* [Provided data]

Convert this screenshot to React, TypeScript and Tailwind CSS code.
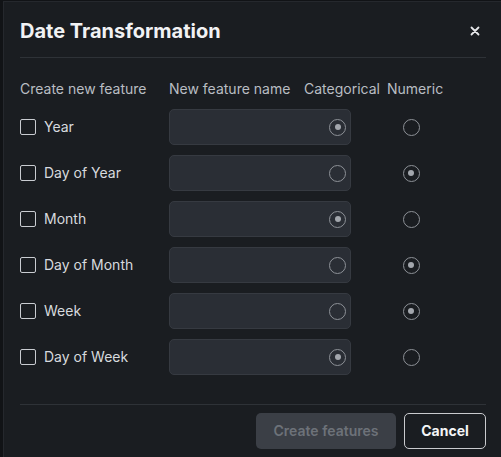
import React from "react";

const rows = [
  { label: "Year", cat: true },
  { label: "Day of Year", cat: false },
  { label: "Month", cat: true },
  { label: "Day of Month", cat: false },
  { label: "Week", cat: false },
  { label: "Day of Week", cat: true },
];

function Radio({ checked }: { checked: boolean }) {
  return (
    <span className="flex h-[17px] w-[17px] items-center justify-center rounded-full border-[1.5px] border-[#8d9197]">
      {checked ? <span className="h-[6px] w-[6px] rounded-full bg-[#a3a7ad]" /> : null}
    </span>
  );
}

export default function App() {
  return (
    <div
      className="flex h-[457px] w-[501px] bg-[#111316] pl-[3px] pt-[1px]"
      style={{ fontFamily: "Inter, 'Noto Sans', sans-serif" }}
    >
      <div className="flex flex-1 flex-col border-l border-t border-[#25282d] bg-[#1a1d21] pl-[16px] pr-[15px] pt-[15px] text-[#d4d7dc]">
        <div className="flex h-[28px] items-center justify-between">
          <h1 className="text-[20px] font-bold leading-[28px] text-[#f1f2f4]">Date Transformation</h1>
          <svg width="10" height="10" viewBox="0 0 10 10" className="mr-[6px]">
            <path d="M1.5 1.5 L8.5 8.5 M8.5 1.5 L1.5 8.5" stroke="#e6e7ea" strokeWidth="1.8" strokeLinecap="round" />
          </svg>
        </div>
        <div className="mt-[12px] h-px bg-[#2e3237]" />
        <div className="mt-[21px] flex h-5 items-center text-sm text-[#b9bdc3]">
          <span className="w-[149px]">Create new feature</span>
          <span className="w-[135px]">New feature name</span>
          <span className="w-[83px]">Categorical</span>
          <span>Numeric</span>
        </div>
        <div className="mt-[10px] flex flex-col gap-[10px]">
          {rows.map((r) => (
            <div key={r.label} className="flex h-[36px] items-center">
              <div className="flex w-[149px] items-center gap-2">
                <span className="h-4 w-4 rounded-[2px] border-[1.5px] border-[#c9ccd1]" />
                <span className="text-sm text-[#d7dade]">{r.label}</span>
              </div>
              <div className="flex h-[36px] w-[182px] items-center justify-end rounded-[5px] border border-[#363a41] bg-[#2a2e35] pr-[4px]">
                <Radio checked={r.cat} />
              </div>
              <div className="flex w-[120px] justify-center">
                <Radio checked={!r.cat} />
              </div>
            </div>
          ))}
        </div>
        <div className="mt-[29px] h-px bg-[#2e3237]" />
        <div className="mt-[8px] flex justify-end gap-2">
          <button className="h-[36px] w-[140px] rounded-[5px] bg-[#3b3f46] text-sm font-semibold text-[#6d7279]">
            Create features
          </button>
          <button className="h-[36px] w-[82px] rounded-[5px] border border-[#c9cbce] bg-[#1a1d21] text-sm font-bold text-[#f4f5f6]">
            Cancel
          </button>
        </div>
      </div>
    </div>
  );
}
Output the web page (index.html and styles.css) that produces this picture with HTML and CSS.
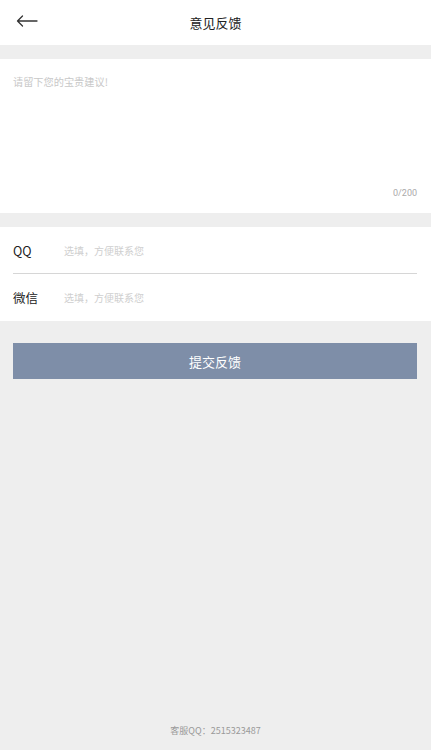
FILE: index.html
```html
<!DOCTYPE html>
<html lang="zh">
<head>
<meta charset="utf-8">
<title>意见反馈</title>
<link rel="stylesheet" href="styles.css">
</head>
<body>
<div class="page">
  <header class="header">
    <span class="back">
      <svg width="22" height="12" viewBox="0 0 22 12"><path d="M21 6H1.5M6.5 1L1.5 6l5 5" fill="none" stroke="#333" stroke-width="1.3" stroke-linecap="round" stroke-linejoin="round"/></svg>
    </span>
    <h1 class="title">意见反馈</h1>
  </header>
  <section class="feedback">
    <div class="placeholder">请留下您的宝贵建议!</div>
    <div class="counter">0/200</div>
  </section>
  <section class="contact">
    <div class="row">
      <span class="label">QQ</span>
      <span class="hint">选填，方便联系您</span>
    </div>
    <div class="divider"></div>
    <div class="row">
      <span class="label">微信</span>
      <span class="hint">选填，方便联系您</span>
    </div>
  </section>
  <div class="submit">提交反馈</div>
  <footer class="footer">客服QQ：2515323487</footer>
</div>
</body>
</html>
```

FILE: styles.css
```css
html, body {
  margin: 0;
  padding: 0;
}
body {
  font-family: "Noto Sans CJK SC", "Noto Sans", sans-serif;
  background: #eeeeee;
  color: #333;
}
.page {
  display: flex;
  flex-direction: column;
  height: 750px;
}
.header {
  height: 45px;
  background: #fff;
  display: flex;
  align-items: center;
  justify-content: center;
  position: relative;
}
.back {
  position: absolute;
  left: 16px;
  top: 15px;
  display: flex;
}
.title {
  margin: 0;
  font-size: 13px;
  font-weight: normal;
  color: #222;
}
.feedback {
  margin-top: 14px;
  height: 154px;
  background: #fff;
  display: flex;
  flex-direction: column;
  padding: 0 14px 0 13px;
  box-sizing: border-box;
}
.placeholder {
  margin-top: 15px;
  font-size: 10.2px;
  color: #c8c8c8;
  line-height: 16px;
}
.counter {
  margin-top: auto;
  margin-bottom: 14px;
  text-align: right;
  font-family: Roboto, "Noto Sans", sans-serif;
  font-size: 9px;
  color: #aaa;
  line-height: 12px;
}
.contact {
  margin-top: 14px;
  background: #fff;
  padding: 0 14px 0 13px;
}
.row {
  height: 46px;
  display: flex;
  align-items: center;
}
.row:last-child {
  height: 47px;
}
.label {
  width: 51px;
  font-size: 12.5px;
  color: #222;
}
.hint {
  font-size: 10px;
  color: #cfcfcf;
}
.divider {
  height: 1px;
  background: #d6d6d6;
}
.submit {
  margin: 22px 14px 0 13px;
  height: 36px;
  background: #7e8ea8;
  color: #fff;
  font-size: 13px;
  display: flex;
  align-items: center;
  justify-content: center;
}
.footer {
  margin-top: auto;
  margin-bottom: 12px;
  text-align: center;
  font-size: 9px;
  color: #999;
  line-height: 14px;
}
```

* [To be done]
Using the material above, set down every line exactly, but skip the pictures.

* [Problem solution]
Convert this screenshot to React, TypeScript and Tailwind CSS code.
import React from "react";

const rows = [
  { label: "Year", cat: true },
  { label: "Day of Year", cat: false },
  { label: "Month", cat: true },
  { label: "Day of Month", cat: false },
  { label: "Week", cat: false },
  { label: "Day of Week", cat: true },
];

function Radio({ checked }: { checked: boolean }) {
  return (
    <span className="flex h-[17px] w-[17px] items-center justify-center rounded-full border-[1.5px] border-[#8d9197]">
      {checked ? <span className="h-[6px] w-[6px] rounded-full bg-[#a3a7ad]" /> : null}
    </span>
  );
}

export default function App() {
  return (
    <div
      className="flex h-[457px] w-[501px] bg-[#111316] pl-[3px] pt-[1px]"
      style={{ fontFamily: "Inter, 'Noto Sans', sans-serif" }}
    >
      <div className="flex flex-1 flex-col border-l border-t border-[#25282d] bg-[#1a1d21] pl-[16px] pr-[15px] pt-[15px] text-[#d4d7dc]">
        <div className="flex h-[28px] items-center justify-between">
          <h1 className="text-[20px] font-bold leading-[28px] text-[#f1f2f4]">Date Transformation</h1>
          <svg width="10" height="10" viewBox="0 0 10 10" className="mr-[6px]">
            <path d="M1.5 1.5 L8.5 8.5 M8.5 1.5 L1.5 8.5" stroke="#e6e7ea" strokeWidth="1.8" strokeLinecap="round" />
          </svg>
        </div>
        <div className="mt-[12px] h-px bg-[#2e3237]" />
        <div className="mt-[21px] flex h-5 items-center text-sm text-[#b9bdc3]">
          <span className="w-[149px]">Create new feature</span>
          <span className="w-[135px]">New feature name</span>
          <span className="w-[83px]">Categorical</span>
          <span>Numeric</span>
        </div>
        <div className="mt-[10px] flex flex-col gap-[10px]">
          {rows.map((r) => (
            <div key={r.label} className="flex h-[36px] items-center">
              <div className="flex w-[149px] items-center gap-2">
                <span className="h-4 w-4 rounded-[2px] border-[1.5px] border-[#c9ccd1]" />
                <span className="text-sm text-[#d7dade]">{r.label}</span>
              </div>
              <div className="flex h-[36px] w-[182px] items-center justify-end rounded-[5px] border border-[#363a41] bg-[#2a2e35] pr-[4px]">
                <Radio checked={r.cat} />
              </div>
              <div className="flex w-[120px] justify-center">
                <Radio checked={!r.cat} />
              </div>
            </div>
          ))}
        </div>
        <div className="mt-[29px] h-px bg-[#2e3237]" />
        <div className="mt-[8px] flex justify-end gap-2">
          <button className="h-[36px] w-[140px] rounded-[5px] bg-[#3b3f46] text-sm font-semibold text-[#6d7279]">
            Create features
          </button>
          <button className="h-[36px] w-[82px] rounded-[5px] border border-[#c9cbce] bg-[#1a1d21] text-sm font-bold text-[#f4f5f6]">
            Cancel
          </button>
        </div>
      </div>
    </div>
  );
}
Output the web page (index.html and styles.css) that produces this picture with HTML and CSS.
FILE: index.html
```html
<!DOCTYPE html>
<html lang="zh">
<head>
<meta charset="utf-8">
<title>意见反馈</title>
<link rel="stylesheet" href="styles.css">
</head>
<body>
<div class="page">
  <header class="header">
    <span class="back">
      <svg width="22" height="12" viewBox="0 0 22 12"><path d="M21 6H1.5M6.5 1L1.5 6l5 5" fill="none" stroke="#333" stroke-width="1.3" stroke-linecap="round" stroke-linejoin="round"/></svg>
    </span>
    <h1 class="title">意见反馈</h1>
  </header>
  <section class="feedback">
    <div class="placeholder">请留下您的宝贵建议!</div>
    <div class="counter">0/200</div>
  </section>
  <section class="contact">
    <div class="row">
      <span class="label">QQ</span>
      <span class="hint">选填，方便联系您</span>
    </div>
    <div class="divider"></div>
    <div class="row">
      <span class="label">微信</span>
      <span class="hint">选填，方便联系您</span>
    </div>
  </section>
  <div class="submit">提交反馈</div>
  <footer class="footer">客服QQ：2515323487</footer>
</div>
</body>
</html>
```

FILE: styles.css
```css
html, body {
  margin: 0;
  padding: 0;
}
body {
  font-family: "Noto Sans CJK SC", "Noto Sans", sans-serif;
  background: #eeeeee;
  color: #333;
}
.page {
  display: flex;
  flex-direction: column;
  height: 750px;
}
.header {
  height: 45px;
  background: #fff;
  display: flex;
  align-items: center;
  justify-content: center;
  position: relative;
}
.back {
  position: absolute;
  left: 16px;
  top: 15px;
  display: flex;
}
.title {
  margin: 0;
  font-size: 13px;
  font-weight: normal;
  color: #222;
}
.feedback {
  margin-top: 14px;
  height: 154px;
  background: #fff;
  display: flex;
  flex-direction: column;
  padding: 0 14px 0 13px;
  box-sizing: border-box;
}
.placeholder {
  margin-top: 15px;
  font-size: 10.2px;
  color: #c8c8c8;
  line-height: 16px;
}
.counter {
  margin-top: auto;
  margin-bottom: 14px;
  text-align: right;
  font-family: Roboto, "Noto Sans", sans-serif;
  font-size: 9px;
  color: #aaa;
  line-height: 12px;
}
.contact {
  margin-top: 14px;
  background: #fff;
  padding: 0 14px 0 13px;
}
.row {
  height: 46px;
  display: flex;
  align-items: center;
}
.row:last-child {
  height: 47px;
}
.label {
  width: 51px;
  font-size: 12.5px;
  color: #222;
}
.hint {
  font-size: 10px;
  color: #cfcfcf;
}
.divider {
  height: 1px;
  background: #d6d6d6;
}
.submit {
  margin: 22px 14px 0 13px;
  height: 36px;
  background: #7e8ea8;
  color: #fff;
  font-size: 13px;
  display: flex;
  align-items: center;
  justify-content: center;
}
.footer {
  margin-top: auto;
  margin-bottom: 12px;
  text-align: center;
  font-size: 9px;
  color: #999;
  line-height: 14px;
}
```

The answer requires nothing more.